Wednesday, October 1, 2008

Billy Wilder’s Sabrina (1954)


How do we account for the continued popularity of Audrey Hepburn? Ask your parents or grandparents about her and they’ll mention Roman Holiday, Funny Face, My Fair Lady, Charade, Breakfast at Tiffany’s and almost no one has anything critical to say about her. She’s beautiful. She’s fabulous. She’s Audrey.

Is it too simple just to say that she was a movie star, in that old time way that movie stars used to be larger than life, more glamorous than any star seems to achieve these days, and so she sticks in our collective consciousness? As do Marlene Dietrich, Greta Garbo, Clark Gable, Humphrey Bogart, Bette Davis, Joan Crawford, Liz Taylor, Charlton Heston.

What it boils down to for Heburn is class. Hepburn had class – style, couture, grace, savoir faire. Watch her in Sabrina. Even when she’s playing the chauffeur’s daughter, before she’s gone to Europe and hobnobbed with culture, she has that class. The only thing different about her when she comes back is she has fashion – gorgeous dresses designed by Hubert de Givenchy and Edith Head.
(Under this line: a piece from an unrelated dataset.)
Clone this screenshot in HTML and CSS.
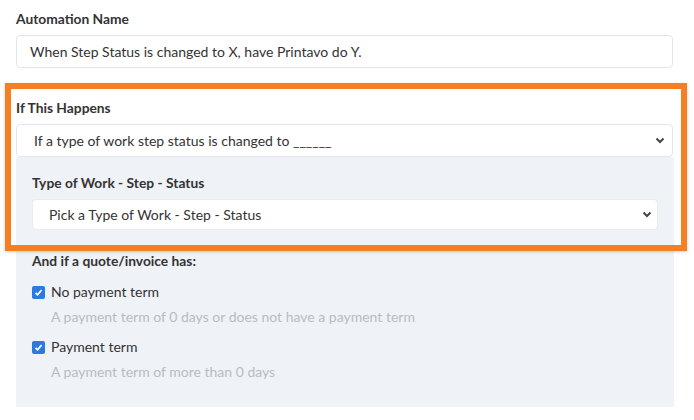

(You know Edith Head. She’s the fashion designer Brad Bird caricatured as Edna Mode or “E” in The Incredibles, the designer of their costumes. The real Head, a legend, designed costumes for over 400 movies, from 1927 until 1980. We don’t know if any of them had capes.)

We don’t really need to belabor the point here. To watch Hepburn in Sabrina is to see, to understand star power, to know what was so compelling about her. The other stars in the film – and they were big (Humphrey Bogart and William Holden) – seem to pale when she’s around.

Perhaps a more interesting line of inquisition is why so few Hollywood actors today can achieve this? Certainly part of it is the studio system which no longer exists. The studios controlled, rigidly, the public personae of their stars, and they were able to amplify and shape them into the gods and goddesses we remember. Today things are different; the central publicity machines are missing and the Internet is here, where anyone with a digital camera can catch you nude, overweight, and having a bad hair day on a beach, then post the pictures on their blog for everyone to see. We live in an age in which the sheer volume of personal, and often unflattering data, destroys any possibility of one’s mythologization.

Russell Crowe. Didn’t he hit some guy with a telephone? Julia Roberts is one of the highest paid actresses in Hollywood. Fans are equally aware of her movies and her tempestuous love life.

Myth cannot exist in a world of trivial minutiae that diminishes star status. This is true not only of movie stars but presidents (a 2005 book about Abraham Lincoln claimed he might have been homosexual – the claim is disputed by most historians – and recent revelations about John F. Kennedy’s indiscretions in the White House have done a bit to tarnish his Camelot image), civil rights leaders (historians have argued that some of Martin Luther King’s academic papers and speeches contained plagiarism), and sports heroes (steroids, anyone?).

If anything, watching Audrey Hepburn now allows us to return to a time when we were allowed to have movie stars, and they could exist in a bubble unpunctured by too much information. Could Audrey Hepburn, the glamorous, the embodiment of class, exist as a star today? We think not. That’s why we can revel in and honor her as the star of movies like Sabrina.